1. ProbeSetId (Affymetrix format):
We favour using Illumina, Affimetrix, and other platform formats.
Custom formats require a new annotation file to be created.
We usually use Ensemble ID or Gene IDs.
1.1 Ensemble transcript IDs usually have duplicates that need to be pruned.
ENSMBL1234
AFFX-BkGr-GC03_st -> TCO500002136.mm.2
2. Inbred Strain names should prefer long form:
B6 -> C57BL/6
D2 -> DBA/2
3. Probeset IDs that don't have any values should be pruned:
For example an Affymetrix data set might have ~28,000 entries and the data set that
is allowed into the GeneNetwork will be 22,000 entries.
4. The standard error between male and female mice has to be computed.
5. SE values have to be computed to 6 or greater decimal places.

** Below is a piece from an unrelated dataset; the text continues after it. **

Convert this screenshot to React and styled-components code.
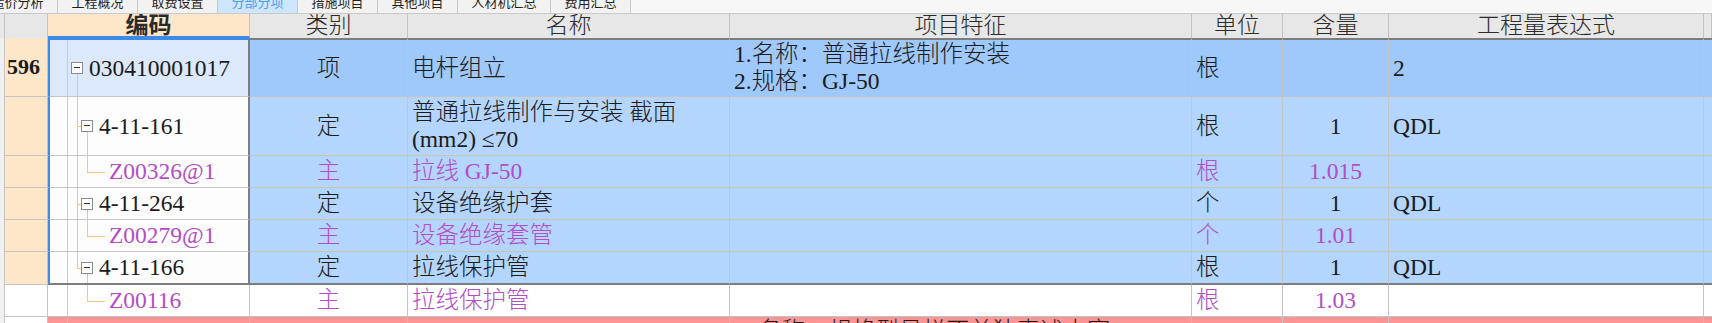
import React from "react";
import styled, { createGlobalStyle, css } from "styled-components";

const COLS = "5px 43px 202px 158px 322px 462px 91px 106px 315px 8px";

const ITEM_BG = "#9fc8fb";
const SUB_BG = "#b4d6fe";
const CODE_ITEM_BG = "#dce9fc";
const CODE_SUB_BG = "#fdfdfd";
const PEACH = "#fee6c9";
const RED = "#ff9494";
const PURPLE = "#b24dc6";
const INK = "#1b1b1b";
const GRID = "#c4c4c4";
const HEAVY = "#7d7d7d";
const SELECT = "#3d8be6";
const TREE = "#f8c27f";

const GlobalStyle = createGlobalStyle`
  *, *::before, *::after { box-sizing: border-box; }
  html, body { margin: 0; padding: 0; background: #ffffff; }
  #root { width: 1712px; height: 323px; overflow: hidden; }
`;

const Page = styled.div`
  width: 1712px;
  height: 323px;
  overflow: hidden;
  background: #ffffff;
  font-family: "Liberation Serif", "Noto Sans CJK SC", serif;
  color: ${INK};
`;

/* ---------- tab strip (mostly scrolled out of view) ---------- */

const TabBar = styled.div`
  display: flex;
  height: 14px;
  background: #f7f7f7;
  border-bottom: 1px solid #c9c9c9;
  overflow: hidden;
`;

const Tab = styled.div`
  flex: 0 0 ${(p) => p.$w}px;
  margin-left: ${(p) => p.$shift || 0}px;
  display: flex;
  align-items: flex-end;
  justify-content: center;
  border-right: 1px solid #c9c9c9;
  background: ${(p) => (p.$active ? "#cde6fb" : "#f2f2f2")};
  color: ${(p) => (p.$active ? "#4f9be6" : "#1f1f1f")};
  font-family: "Noto Sans CJK SC", sans-serif;
  font-size: 13px;
  line-height: 16px;
  white-space: nowrap;

  span {
    margin-bottom: 3px;
  }
`;

/* ---------- grid ---------- */

const HeadRow = styled.div`
  display: grid;
  grid-template-columns: ${COLS};
  height: 24px;
`;

const HeadCell = styled.div`
  background: ${(p) => (p.$accent ? PEACH : "#e7e7e7")};
  border-right: 1px solid ${GRID};
  border-bottom: ${(p) => (p.$accent ? `2px solid ${SELECT}` : "none")};
  font-size: 23px;
  font-weight: ${(p) => (p.$accent ? 700 : 300)};
  line-height: 23px;
  text-align: center;
  color: #2a2a2a;
  white-space: nowrap;
  overflow: hidden;
`;

const Row = styled.div`
  display: grid;
  grid-template-columns: ${COLS};
  height: ${(p) => p.$h}px;
`;

const Cell = styled.div`
  display: flex;
  align-items: ${(p) => (p.$hang ? "flex-start" : "center")};
  justify-content: ${(p) => (p.$center ? "center" : "flex-start")};
  padding: ${(p) => (p.$hang ? "1px 4px 0 28px" : "0 4px")};
  background: ${(p) => p.$bg};
  color: ${(p) => p.$ink || INK};
  border-right: 1px solid ${GRID};
  border-bottom: 1px solid ${GRID};
  font-size: 23.5px;
  font-weight: 300;
  line-height: 27px;
  white-space: ${(p) => (p.$wrap ? "normal" : "nowrap")};
  overflow: hidden;
  ${(p) =>
    p.$top &&
    css`
      border-top: 2px solid ${HEAVY};
    `}
  ${(p) =>
    p.$bottom &&
    css`
      border-bottom: 2px solid ${HEAVY};
    `}
`;

const Strip = styled.div`
  background: #f0f0f0;
  border-right: 1px solid ${GRID};
`;

const RowNum = styled.div`
  display: flex;
  align-items: center;
  padding-left: 2px;
  background: ${(p) => (p.$marked ? PEACH : "#ffffff")};
  border-right: 1px solid ${GRID};
  border-bottom: 1px solid ${GRID};
  font-size: 22px;
  font-weight: 700;
  color: #1a1a1a;
`;

const CodeCell = styled(Cell)`
  position: relative;
  padding: 0 0 0 ${(p) => p.$indent}px;
  ${(p) =>
    p.$sel &&
    css`
      border-left: 2px solid ${SELECT};
      border-right: 2px solid ${HEAVY};
    `}
  ${(p) =>
    p.$focus &&
    css`
      border-top: 2px solid ${SELECT};
    `}
`;

const Lines = styled.div`
  display: flex;
  flex-direction: column;
  white-space: nowrap;
`;

const Toggle = styled.span`
  position: relative;
  flex: 0 0 12px;
  width: 12px;
  height: 12px;
  margin-right: 6px;
  background: #ffffff;
  border: 1px solid #8a8a8a;

  &::after {
    content: "";
    position: absolute;
    left: 2px;
    top: 4px;
    width: 6px;
    height: 1px;
    background: #2b2b2b;
  }
`;

const VLine = styled.i`
  position: absolute;
  left: ${(p) => p.$x}px;
  top: ${(p) => p.$from};
  bottom: ${(p) => p.$to};
  width: 1px;
  background: ${TREE};
`;

const HLine = styled.i`
  position: absolute;
  left: ${(p) => p.$x}px;
  top: 50%;
  width: ${(p) => p.$w}px;
  height: 1px;
  background: ${TREE};
`;

const TABS = [
  { label: "造价分析", w: 80, shift: -22 },
  { label: "工程概况", w: 80 },
  { label: "取费设置", w: 80 },
  { label: "分部分项", w: 80, active: true },
  { label: "措施项目", w: 80 },
  { label: "其他项目", w: 80 },
  { label: "人材机汇总", w: 93 },
  { label: "费用汇总", w: 80 },
];

const HEAD = ["", "", "编码", "类别", "名称", "项目特征", "单位", "含量", "工程量表达式", ""];

const ROWS = [
  { h: 59, level: 0, num: "596", code: "030410001017", type: "项", name: "电杆组立", feat: ["1.名称：普通拉线制作安装", "2.规格：GJ-50"], unit: "根", qty: "", expr: "2" },
  { h: 59, level: 1, code: "4-11-161", type: "定", name: "普通拉线制作与安装 截面 (mm2) ≤70", unit: "根", qty: "1", expr: "QDL" },
  { h: 32, level: 2, code: "Z00326@1", type: "主", name: "拉线 GJ-50", unit: "根", qty: "1.015", expr: "" },
  { h: 32, level: 1, code: "4-11-264", type: "定", name: "设备绝缘护套", unit: "个", qty: "1", expr: "QDL" },
  { h: 32, level: 2, code: "Z00279@1", type: "主", name: "设备绝缘套管", unit: "个", qty: "1.01", expr: "" },
  { h: 33, level: 1, code: "4-11-166", type: "定", name: "拉线保护管", unit: "根", qty: "1", expr: "QDL", lastChild: true },
  { h: 32, level: 2, code: "Z00116", type: "主", name: "拉线保护管", unit: "根", qty: "1.03", expr: "", underLast: true, outside: true },
];

// page x of the tree rails
const RAIL0 = 67;
const RAIL1 = 77;
const RAIL2 = 87;

const TreeLines = ({ row, origin }) => {
  const x = (px) => px - origin;
  const below = "calc(50% + 6px)";
  const lines = [<VLine key="r0" $x={x(RAIL0)} $from="0" $to="0" />];

  if (!row) return lines;

  if (row.level === 0) {
    lines.push(<VLine key="r1" $x={x(RAIL1)} $from={below} $to="0" />);
  }
  if (row.level === 1) {
    lines.push(<VLine key="r1" $x={x(RAIL1)} $from="0" $to={row.lastChild ? "50%" : "0"} />);
    lines.push(<HLine key="h1" $x={x(RAIL1)} $w={4} />);
    lines.push(<VLine key="r2" $x={x(RAIL2)} $from={below} $to="0" />);
  }
  if (row.level === 2) {
    if (!row.underLast) lines.push(<VLine key="r1" $x={x(RAIL1)} $from="0" $to="0" />);
    lines.push(<VLine key="r2" $x={x(RAIL2)} $from="0" $to="50%" />);
    lines.push(<HLine key="h2" $x={x(RAIL2)} $w={18} />);
  }
  return lines;
};

const START = [71, 81, 109];

const DataRow = ({ row, first, last }) => {
  const sel = !row.outside;
  const origin = 48 + (sel ? 2 : 0);
  const bg = row.outside ? "#ffffff" : row.level === 0 ? ITEM_BG : SUB_BG;
  const codeBg = row.outside ? "#ffffff" : row.level === 0 ? CODE_ITEM_BG : CODE_SUB_BG;
  const ink = row.level === 2 ? PURPLE : INK;

  return (
    <Row $h={row.h}>
      <Strip />
      <RowNum $marked={sel}>{row.num}</RowNum>
      <CodeCell
        $bg={codeBg}
        $ink={ink}
        $indent={START[row.level] - origin}
        $sel={sel}
        $focus={first}
        $top={first}
        $bottom={last}
      >
        <TreeLines row={row} origin={origin} />
        {row.level < 2 && <Toggle />}
        {row.code}
      </CodeCell>
      <Cell $bg={bg} $ink={ink} $center $top={first} $bottom={last}>
        {row.type}
      </Cell>
      <Cell $bg={bg} $ink={ink} $wrap $top={first} $bottom={last}>
        {row.name}
      </Cell>
      <Cell $bg={bg} $top={first} $bottom={last}>
        {row.feat && (
          <Lines>
            {row.feat.map((t) => (
              <div key={t}>{t}</div>
            ))}
          </Lines>
        )}
      </Cell>
      <Cell $bg={bg} $ink={ink} $top={first} $bottom={last}>
        {row.unit}
      </Cell>
      <Cell $bg={bg} $ink={ink} $center $top={first} $bottom={last}>
        {row.qty}
      </Cell>
      <Cell $bg={bg} $top={first} $bottom={last}>
        {row.expr}
      </Cell>
      <Cell $bg={bg} $top={first} $bottom={last} />
    </Row>
  );
};

const WarnRow = () => (
  <Row $h={40}>
    <Strip />
    <RowNum />
    <CodeCell $bg={RED} $indent={0}>
      <TreeLines origin={48} />
    </CodeCell>
    <Cell $bg={RED} />
    <Cell $bg={RED} />
    <Cell $bg={RED} $hang>
      名称、规格型号栏不单独表述内容
    </Cell>
    <Cell $bg={RED} />
    <Cell $bg={RED} />
    <Cell $bg={RED} />
    <Cell $bg={RED} />
  </Row>
);

export default function App() {
  return (
    <Page>
      <GlobalStyle />
      <TabBar>
        {TABS.map((t) => (
          <Tab key={t.label} $w={t.w} $shift={t.shift} $active={t.active}>
            <span>{t.label}</span>
          </Tab>
        ))}
      </TabBar>

      <HeadRow>
        {HEAD.map((h, i) => (
          <HeadCell key={i} $accent={i === 2}>
            {h}
          </HeadCell>
        ))}
      </HeadRow>

      {ROWS.map((row, i) => (
        <DataRow key={row.code} row={row} first={i === 0} last={i === 5} />
      ))}

      <WarnRow />
    </Page>
  );
}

6. The average between male and female mice has to be computed to 3 decimal places.
7. Datasets/studies having the same ProbeSetID should be grouped together.
8. There should be no trailing spaces in data cells.
9. Entries should have the same capitalization style.
10. Assesing Phenotypes for normality with Shapiro-Wilk Test.
11. Check for annotations file.
12. Check for CRLF.
13. Check for UTF-8 encoding.